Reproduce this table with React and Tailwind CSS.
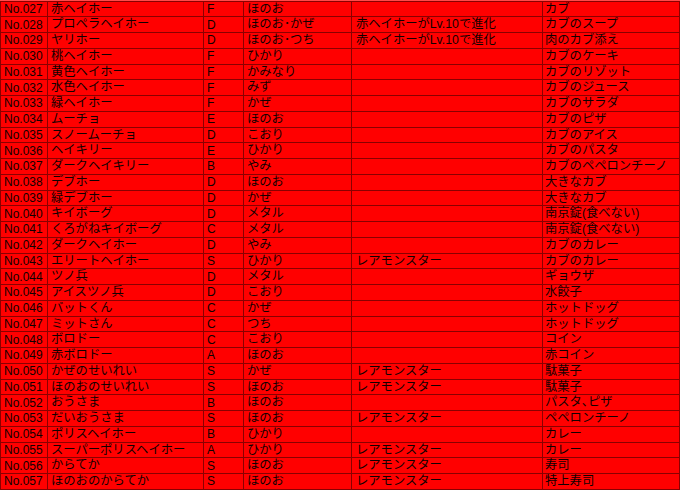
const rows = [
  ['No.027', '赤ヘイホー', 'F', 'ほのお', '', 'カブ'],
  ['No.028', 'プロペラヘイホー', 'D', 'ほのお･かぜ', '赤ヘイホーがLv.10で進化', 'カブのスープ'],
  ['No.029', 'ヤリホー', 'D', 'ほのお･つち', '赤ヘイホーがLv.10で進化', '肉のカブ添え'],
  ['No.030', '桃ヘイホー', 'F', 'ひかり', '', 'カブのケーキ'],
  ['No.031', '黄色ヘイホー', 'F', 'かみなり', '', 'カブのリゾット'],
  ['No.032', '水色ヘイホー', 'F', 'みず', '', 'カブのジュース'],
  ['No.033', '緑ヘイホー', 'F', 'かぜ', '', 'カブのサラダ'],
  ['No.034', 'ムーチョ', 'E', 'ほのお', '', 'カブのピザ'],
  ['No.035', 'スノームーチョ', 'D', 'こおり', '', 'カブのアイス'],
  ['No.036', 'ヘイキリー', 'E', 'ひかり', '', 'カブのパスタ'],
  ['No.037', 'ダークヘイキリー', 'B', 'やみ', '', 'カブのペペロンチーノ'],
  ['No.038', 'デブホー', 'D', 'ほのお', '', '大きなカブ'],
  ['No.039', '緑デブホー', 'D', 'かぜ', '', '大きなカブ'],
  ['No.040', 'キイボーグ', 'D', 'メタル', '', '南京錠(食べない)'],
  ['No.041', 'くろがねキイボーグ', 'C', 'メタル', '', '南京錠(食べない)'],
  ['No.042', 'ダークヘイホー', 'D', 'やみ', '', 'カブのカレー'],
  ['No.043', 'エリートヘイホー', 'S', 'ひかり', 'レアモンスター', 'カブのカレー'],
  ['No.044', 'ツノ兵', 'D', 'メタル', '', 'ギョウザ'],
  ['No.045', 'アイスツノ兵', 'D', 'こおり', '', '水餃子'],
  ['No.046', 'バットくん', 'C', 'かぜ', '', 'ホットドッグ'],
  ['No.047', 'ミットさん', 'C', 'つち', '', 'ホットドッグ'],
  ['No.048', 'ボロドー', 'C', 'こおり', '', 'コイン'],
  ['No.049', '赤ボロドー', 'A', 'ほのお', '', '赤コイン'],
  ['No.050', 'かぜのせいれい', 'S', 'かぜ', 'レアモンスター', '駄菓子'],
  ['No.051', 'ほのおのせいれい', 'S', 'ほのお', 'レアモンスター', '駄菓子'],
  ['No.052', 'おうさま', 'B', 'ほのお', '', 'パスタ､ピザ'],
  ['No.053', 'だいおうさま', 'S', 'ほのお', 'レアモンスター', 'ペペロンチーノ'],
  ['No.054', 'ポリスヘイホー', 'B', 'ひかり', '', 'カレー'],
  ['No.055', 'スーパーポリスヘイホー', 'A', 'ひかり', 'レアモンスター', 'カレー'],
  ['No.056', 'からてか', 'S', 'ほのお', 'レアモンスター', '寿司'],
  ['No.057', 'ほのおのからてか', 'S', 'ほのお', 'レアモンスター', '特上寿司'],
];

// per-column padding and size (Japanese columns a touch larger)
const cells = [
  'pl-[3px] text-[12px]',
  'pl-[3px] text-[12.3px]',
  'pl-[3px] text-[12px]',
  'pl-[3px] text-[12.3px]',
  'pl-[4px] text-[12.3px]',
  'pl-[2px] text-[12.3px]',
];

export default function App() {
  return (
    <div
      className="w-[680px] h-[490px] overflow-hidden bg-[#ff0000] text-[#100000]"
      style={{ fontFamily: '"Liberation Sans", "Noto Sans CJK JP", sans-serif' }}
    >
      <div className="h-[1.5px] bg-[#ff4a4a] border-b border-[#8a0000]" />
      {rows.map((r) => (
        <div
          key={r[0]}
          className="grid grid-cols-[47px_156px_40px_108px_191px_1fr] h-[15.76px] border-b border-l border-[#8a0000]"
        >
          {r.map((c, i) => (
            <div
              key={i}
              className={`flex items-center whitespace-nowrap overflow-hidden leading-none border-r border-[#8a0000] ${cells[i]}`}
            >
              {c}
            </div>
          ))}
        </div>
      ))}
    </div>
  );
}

**WHAT YOU WILL DO**
Leave out the pictures and transcribe everything else exactly.

**SOLUTION TO THE EXERCISE**
Reproduce this table with React and Tailwind CSS.
const rows = [
  ['No.027', '赤ヘイホー', 'F', 'ほのお', '', 'カブ'],
  ['No.028', 'プロペラヘイホー', 'D', 'ほのお･かぜ', '赤ヘイホーがLv.10で進化', 'カブのスープ'],
  ['No.029', 'ヤリホー', 'D', 'ほのお･つち', '赤ヘイホーがLv.10で進化', '肉のカブ添え'],
  ['No.030', '桃ヘイホー', 'F', 'ひかり', '', 'カブのケーキ'],
  ['No.031', '黄色ヘイホー', 'F', 'かみなり', '', 'カブのリゾット'],
  ['No.032', '水色ヘイホー', 'F', 'みず', '', 'カブのジュース'],
  ['No.033', '緑ヘイホー', 'F', 'かぜ', '', 'カブのサラダ'],
  ['No.034', 'ムーチョ', 'E', 'ほのお', '', 'カブのピザ'],
  ['No.035', 'スノームーチョ', 'D', 'こおり', '', 'カブのアイス'],
  ['No.036', 'ヘイキリー', 'E', 'ひかり', '', 'カブのパスタ'],
  ['No.037', 'ダークヘイキリー', 'B', 'やみ', '', 'カブのペペロンチーノ'],
  ['No.038', 'デブホー', 'D', 'ほのお', '', '大きなカブ'],
  ['No.039', '緑デブホー', 'D', 'かぜ', '', '大きなカブ'],
  ['No.040', 'キイボーグ', 'D', 'メタル', '', '南京錠(食べない)'],
  ['No.041', 'くろがねキイボーグ', 'C', 'メタル', '', '南京錠(食べない)'],
  ['No.042', 'ダークヘイホー', 'D', 'やみ', '', 'カブのカレー'],
  ['No.043', 'エリートヘイホー', 'S', 'ひかり', 'レアモンスター', 'カブのカレー'],
  ['No.044', 'ツノ兵', 'D', 'メタル', '', 'ギョウザ'],
  ['No.045', 'アイスツノ兵', 'D', 'こおり', '', '水餃子'],
  ['No.046', 'バットくん', 'C', 'かぜ', '', 'ホットドッグ'],
  ['No.047', 'ミットさん', 'C', 'つち', '', 'ホットドッグ'],
  ['No.048', 'ボロドー', 'C', 'こおり', '', 'コイン'],
  ['No.049', '赤ボロドー', 'A', 'ほのお', '', '赤コイン'],
  ['No.050', 'かぜのせいれい', 'S', 'かぜ', 'レアモンスター', '駄菓子'],
  ['No.051', 'ほのおのせいれい', 'S', 'ほのお', 'レアモンスター', '駄菓子'],
  ['No.052', 'おうさま', 'B', 'ほのお', '', 'パスタ､ピザ'],
  ['No.053', 'だいおうさま', 'S', 'ほのお', 'レアモンスター', 'ペペロンチーノ'],
  ['No.054', 'ポリスヘイホー', 'B', 'ひかり', '', 'カレー'],
  ['No.055', 'スーパーポリスヘイホー', 'A', 'ひかり', 'レアモンスター', 'カレー'],
  ['No.056', 'からてか', 'S', 'ほのお', 'レアモンスター', '寿司'],
  ['No.057', 'ほのおのからてか', 'S', 'ほのお', 'レアモンスター', '特上寿司'],
];

// per-column padding and size (Japanese columns a touch larger)
const cells = [
  'pl-[3px] text-[12px]',
  'pl-[3px] text-[12.3px]',
  'pl-[3px] text-[12px]',
  'pl-[3px] text-[12.3px]',
  'pl-[4px] text-[12.3px]',
  'pl-[2px] text-[12.3px]',
];

export default function App() {
  return (
    <div
      className="w-[680px] h-[490px] overflow-hidden bg-[#ff0000] text-[#100000]"
      style={{ fontFamily: '"Liberation Sans", "Noto Sans CJK JP", sans-serif' }}
    >
      <div className="h-[1.5px] bg-[#ff4a4a] border-b border-[#8a0000]" />
      {rows.map((r) => (
        <div
          key={r[0]}
          className="grid grid-cols-[47px_156px_40px_108px_191px_1fr] h-[15.76px] border-b border-l border-[#8a0000]"
        >
          {r.map((c, i) => (
            <div
              key={i}
              className={`flex items-center whitespace-nowrap overflow-hidden leading-none border-r border-[#8a0000] ${cells[i]}`}
            >
              {c}
            </div>
          ))}
        </div>
      ))}
    </div>
  );
}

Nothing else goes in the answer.